With the skyrocketing demand for APPs, you can rest-assured that you’re in the right line of work. In fact, researchers estimate that by 2030 over two thirds of healthcare providers will be APPs. The study, published in the New England Journal of Medicine, shows that the number of NPs entering the field per year will grow almost seven times faster than for physicians. For PAs, that number will grow four times faster than for physicians.
Of course, primary care is one of the driving forces of this projected influx. But there are other factors to consider including: physician burnout and retirement rates, the longer education and training times for physicians and the limited number of residency spots.
The lead researcher for the study David I. Auerbach, PhD, notes, “There are always going to be some practices that are physician-only. But those will be fewer and fewer." In fact, he predicts that there will be more NP-led clinics and greater APP presence in multispecialty practices.
Epidiolex Makes History as First Cannabis-Based Drug with FDA Approval
On Monday June 25th, the FDA announced its approval of Epidiolex. The GW Pharmaceuticals drug is an oral solution that treats two types of childhood-onset epileptic syndromes.
The first is Dravet syndrome, which is a rare genetic disorder that affects the SCN1A gene and causes chronic and/or prolonged seizures starting in the patient’s first year of life. The second is Lennox-Gastaut syndrome. This type of epilepsy begins early in childhood between the ages of 3 and 5 and can lead to multiple types of seizures, the most common of which are tonic.
GW Pharmaceuticals CEO Justin Gover reported that the Epidiolex would be available to the public in the fall but costs for the drug have yet to be disclosed. One thing is certain, however—this event is a milestone for the future of cannabinoid medicine and the greater pharmaceutical industry.
BCG Vaccine Gives Hope to Patients with Type 1 Diabetes
A recent study published this month in npj Vaccines found that the Bacillus Calmette Guérin (BCG) vaccine may reduce hyperglycemia in patients with type 1 diabetes.
Spanning over eight years, the nine diabetic participants in the study received two doses of the vaccine.
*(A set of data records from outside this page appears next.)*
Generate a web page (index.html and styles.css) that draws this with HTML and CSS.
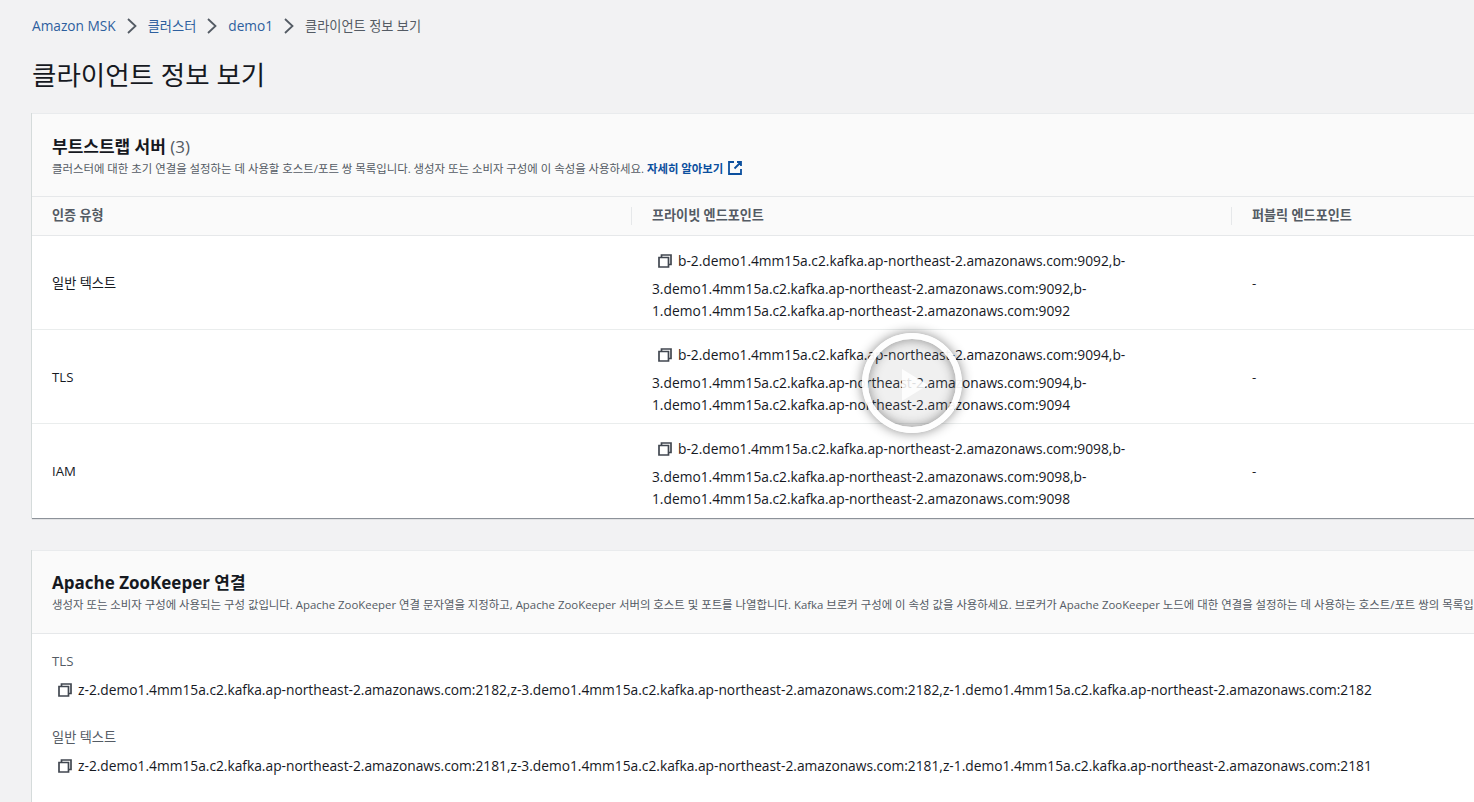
FILE: index.html
```html
<!DOCTYPE html>
<html lang="ko">
<head>
<meta charset="utf-8">
<title>클라이언트 정보 보기</title>
<link rel="stylesheet" href="styles.css">
</head>
<body>
<svg class="defs" width="0" height="0" aria-hidden="true">
  <symbol id="copy" viewBox="0 0 14 14"><path d="M3.5 3.5V1H13v9.5h-2.5M1 3.5h9.5V13H1z" fill="none" stroke="currentColor" stroke-width="1.7"/></symbol>
  <symbol id="chev" viewBox="0 0 12 16"><path d="M2 1 9.5 8 2 15" fill="none" stroke="currentColor" stroke-width="1.8"/></symbol>
</svg>
<main class="page">
  <nav class="crumbs">
    <a class="latin">Amazon MSK</a><svg class="chev"><use href="#chev"/></svg>
    <a>클러스터</a><svg class="chev"><use href="#chev"/></svg>
    <a class="latin">demo1</a><svg class="chev"><use href="#chev"/></svg>
    <span>클라이언트 정보 보기</span>
  </nav>
  <h1 class="title">클라이언트 정보 보기</h1>

  <section class="card">
    <header class="card-head">
      <h2 class="card-title">부트스트랩 서버 <span class="count">(3)</span></h2>
      <p class="card-desc">클러스터에 대한 초기 연결을 설정하는 데 사용할 호스트/포트 쌍 목록입니다. 생성자 또는 소비자 구성에 이 속성을 사용하세요. <a class="learn">자세히 알아보기 <svg class="ext" viewBox="0 0 16 16"><path d="M7 2H2v12h12V9M10 2h4v4M14 2 7.5 8.5" fill="none" stroke="currentColor" stroke-width="1.8"/></svg></a></p>
    </header>
    <div class="row thead">
      <div class="th">인증 유형</div>
      <div class="th">프라이빗 엔드포인트</div>
      <div class="th">퍼블릭 엔드포인트</div>
    </div>
    <div class="row">
      <div class="td">일반 텍스트</div>
      <div class="td ep"><span class="copy"><svg><use href="#copy"/></svg></span>b-2.demo1.4mm15a.c2.kafka.ap-northeast-2.amazonaws.com:9092,b-3.demo1.4mm15a.c2.kafka.ap-northeast-2.amazonaws.com:9092,b-1.demo1.4mm15a.c2.kafka.ap-northeast-2.amazonaws.com:9092</div>
      <div class="td">-</div>
    </div>
    <div class="row">
      <div class="td">TLS</div>
      <div class="td ep"><span class="copy"><svg><use href="#copy"/></svg></span>b-2.demo1.4mm15a.c2.kafka.ap-northeast-2.amazonaws.com:9094,b-3.demo1.4mm15a.c2.kafka.ap-northeast-2.amazonaws.com:9094,b-1.demo1.4mm15a.c2.kafka.ap-northeast-2.amazonaws.com:9094</div>
      <div class="td">-</div>
    </div>
    <div class="row last">
      <div class="td">IAM</div>
      <div class="td ep"><span class="copy"><svg><use href="#copy"/></svg></span>b-2.demo1.4mm15a.c2.kafka.ap-northeast-2.amazonaws.com:9098,b-3.demo1.4mm15a.c2.kafka.ap-northeast-2.amazonaws.com:9098,b-1.demo1.4mm15a.c2.kafka.ap-northeast-2.amazonaws.com:9098</div>
      <div class="td">-</div>
    </div>
  </section>

  <section class="card">
    <header class="card-head zk">
      <h2 class="card-title">Apache ZooKeeper 연결</h2>
      <p class="card-desc">생성자 또는 소비자 구성에 사용되는 구성 값입니다. Apache ZooKeeper 연결 문자열을 지정하고, Apache ZooKeeper 서버의 호스트 및 포트를 나열합니다. Kafka 브로커 구성에 이 속성 값을 사용하세요. 브로커가 Apache ZooKeeper 노드에 대한 연결을 설정하는 데 사용하는 호스트/포트 쌍의 목록입니다.</p>
    </header>
    <div class="kv-list">
      <div class="kv">
        <div class="kv-label">TLS</div>
        <div class="kv-value"><span class="copy"><svg><use href="#copy"/></svg></span>z-2.demo1.4mm15a.c2.kafka.ap-northeast-2.amazonaws.com:2182,z-3.demo1.4mm15a.c2.kafka.ap-northeast-2.amazonaws.com:2182,z-1.demo1.4mm15a.c2.kafka.ap-northeast-2.amazonaws.com:2182</div>
      </div>
      <div class="kv">
        <div class="kv-label">일반 텍스트</div>
        <div class="kv-value"><span class="copy"><svg><use href="#copy"/></svg></span>z-2.demo1.4mm15a.c2.kafka.ap-northeast-2.amazonaws.com:2181,z-3.demo1.4mm15a.c2.kafka.ap-northeast-2.amazonaws.com:2181,z-1.demo1.4mm15a.c2.kafka.ap-northeast-2.amazonaws.com:2181</div>
      </div>
    </div>
  </section>
</main>
<div class="play">
  <svg viewBox="0 0 100 100"><path d="M40 36v32l26-16z" fill="#fff" fill-opacity=".85"/></svg>
</div>
</body>
</html>
```
FILE: styles.css
```css
* { box-sizing: border-box; }
html, body { margin: 0; height: 802px; overflow: hidden; }
body {
  background: #f2f2f3;
  color: #16191f;
  font: 13.78px/22px "Open Sans", "Noto Sans CJK KR", sans-serif;
  position: relative;
}
.defs { position: absolute; }
.page { padding: 14px 0 0 32px; width: 1900px; height: 802px; overflow: hidden; }
.crumbs { display: flex; align-items: center; height: 24px; font-size: 13.2px; color: #545b64; }
.crumbs a { color: #2e5f9e; }
.crumbs .latin { font-size: 13.7px; }
.chev { width: 12px; height: 16px; margin: 0 10px; color: #545b64; }
.title { margin: 18px 0 19px; font-size: 26.5px; line-height: 38px; font-weight: 400; color: #16191f; }
.card {
  background: #fff;
  width: 1832px;
  margin-bottom: 32px;
  border-top: 1px solid #e9ebed;
  box-shadow: -1px 0 0 #d5dbdb, 0 1px 1px 0 #8d9299;
}
.card-head { background: #fafafa; padding: 20px 20px 0; height: 83px; border-bottom: 1px solid #e6e8ea; }
.card-head.zk { padding-top: 19px; }
.card-title { margin: 0; font-size: 17px; line-height: 25px; font-weight: 700; color: #16191f; }
.count { font-weight: 400; color: #545b64; }
.card-desc { margin: 1px 0 0; font-size: 11.4px; line-height: 18px; color: #545b64; white-space: nowrap; }
.learn { color: #0b4f9e; font-weight: 700; }
.ext { width: 16px; height: 16px; vertical-align: -3px; margin-left: 1px; }
.row { display: grid; grid-template-columns: 600px 600px 632px; border-bottom: 1px solid #eaeded; }
.row.last { border-bottom: 0; min-height: 94px; }
.thead { background: #fafafa; height: 39px; border-bottom: 1px solid #e6e8ea; }
.th { display: flex; align-items: center; padding: 0 20px 2px; font-weight: 700; font-size: 13.1px; color: #545b64; position: relative; }
.th + .th::before { content: ""; position: absolute; left: -1px; top: 10px; bottom: 10px; width: 1px; background: #e6e8ea; }
.td { display: flex; align-items: center; padding: 8px 20px; min-height: 93px; font-size: 13.2px; }
.td.ep { display: block; padding: 9px 20px 7px; font-size: 13.78px; }
.copy { display: inline-block; height: 33px; padding: 9px 6px 0; vertical-align: -12px; overflow: hidden; color: #414750; }
.copy svg { display: block; width: 14px; height: 14px; }
.kv-list { padding: 16px 20px 40px; }
.kv { margin-bottom: 19px; }
.kv-label { color: #545b64; font-size: 13.2px; line-height: 22px; }
.kv-value { white-space: nowrap; line-height: 33px; margin-top: 1px; }
.play {
  position: absolute;
  left: 862px;
  top: 333px;
  width: 100px;
  height: 100px;
  border-radius: 50%;
  border: 6px solid rgba(255,255,255,.94);
  background: rgba(150,150,150,.14);
  box-shadow: 0 0 12px rgba(0,0,0,.45), inset 0 0 12px rgba(0,0,0,.42);
}
.play svg { position: absolute; inset: -6px; width: 100px; height: 100px; }
```
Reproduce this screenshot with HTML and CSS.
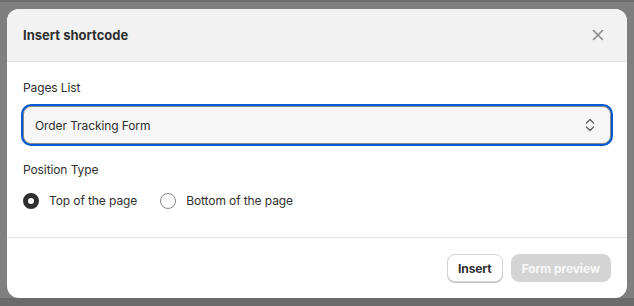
FILE: index.html
```html
<!DOCTYPE html>
<html lang="en">
<head>
    <meta charset="UTF-8">
    <title>Insert shortcode</title>
    <link rel="stylesheet" href="styles.css">
</head>
<body>
    <div class="modal">
        <div class="modal-header">
            <h2>Insert shortcode</h2>
            <button class="close-btn" aria-label="Close">
                <svg width="20" height="20" viewBox="0 0 20 20"><path d="M5.5 5.5l9 9M14.5 5.5l-9 9" stroke="#8a8a8a" stroke-width="1.6" stroke-linecap="round" fill="none"/></svg>
            </button>
        </div>

        <div class="modal-body">
            <label class="field-label">Pages List</label>
            <div class="select">
                <span>Order Tracking Form</span>
                <svg width="12" height="16" viewBox="0 0 12 16"><path d="M2.5 6L6 2.5 9.5 6M2.5 10L6 13.5 9.5 10" stroke="#616161" stroke-width="1.4" stroke-linecap="round" stroke-linejoin="round" fill="none"/></svg>
            </div>

            <div class="field-label position-label">Position Type</div>
            <div class="radio-row">
                <label class="radio-item"><span class="radio checked"></span>Top of the page</label>
                <label class="radio-item"><span class="radio"></span>Bottom of the page</label>
            </div>
        </div>

        <div class="modal-footer">
            <button class="button">Insert</button>
            <button class="button disabled">Form preview</button>
        </div>
    </div>
</body>
</html>
```

FILE: styles.css
```css
body {
    margin: 0;
    padding: 9px 7px 8px 7px;
    background: linear-gradient(to bottom, #6d6d6d 0, #6d6d6d 2px, #7f7f7f 2px, #7f7f7f 298px, #6b6b6b 298px);
    font-family: Inter, "Noto Sans", sans-serif;
    color: #303030;
    font-size: 12px;
    letter-spacing: -0.1px;
    height: 289px;
}

.modal {
    width: 620px;
    height: 289px;
    background: #fff;
    border-radius: 12px;
    overflow: hidden;
    display: flex;
    flex-direction: column;
}

.modal-header {
    height: 52px;
    background: #f2f2f2;
    border-bottom: 1px solid #e3e3e3;
    display: flex;
    align-items: center;
    justify-content: space-between;
    padding: 0 15px 0 16px;
}

.modal-header h2 {
    margin: 0;
    font-size: 13px;
    font-weight: 650;
    letter-spacing: 0;
    color: #303030;
}

.close-btn {
    width: 28px;
    height: 28px;
    border: none;
    background: none;
    padding: 0;
    display: flex;
    align-items: center;
    justify-content: center;
}

.modal-body {
    padding: 16px 16px 26px 16px;
    display: flex;
    flex-direction: column;
}

.field-label {
    line-height: 20px;
    color: #303030;
}

.select {
    margin-top: 8px;
    height: 36px;
    border: 1px solid #8a8a8a;
    border-radius: 8px;
    background: #f6f6f6;
    box-shadow: 0 0 0 2px #005bd3;
    display: flex;
    align-items: center;
    justify-content: space-between;
    padding: 0 14px 0 11px;
}

.position-label {
    margin-top: 16px;
}

.radio-row {
    margin-top: 11px;
    display: flex;
    gap: 23px;
}

.radio-item {
    display: flex;
    align-items: center;
    gap: 10px;
    line-height: 20px;
}

.radio {
    width: 14px;
    height: 14px;
    border: 1px solid #8a8a8a;
    border-radius: 50%;
    background: #fff;
}

.radio.checked {
    width: 6px;
    height: 6px;
    border: 5px solid #303030;
}

.modal-footer {
    border-top: 1px solid #e3e3e3;
    padding: 16px;
    display: flex;
    justify-content: flex-end;
    gap: 8px;
}

.button {
    height: 28px;
    padding: 0 10px;
    border-radius: 8px;
    border: 1px solid #d4d4d4;
    box-shadow: 0 1px 0 #c4c4c4;
    background: #fff;
    font-family: Inter, "Noto Sans", sans-serif;
    font-size: 12px;
    font-weight: 650;
    letter-spacing: -0.1px;
    color: #303030;
}

.button.disabled {
    background: #d4d4d4;
    border-color: #d4d4d4;
    box-shadow: none;
    color: #f7f7f7;
    padding: 0 10px;
}
```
After year three, the participants experienced a lowered hemoglobin A1c to near-normal levels that lasted for the next five years.
Researchers believe the mechanisms behind this effect involve the BCG vaccine increasing T cells and cellular metabolic consumption, whereby the cells consume more sugar out of the blood.
Because of the vaccine’s influence on T cell production, which in turn boosts the body’s immune system, these findings show that the vaccine may be applicable to other severe autoimmune disorders.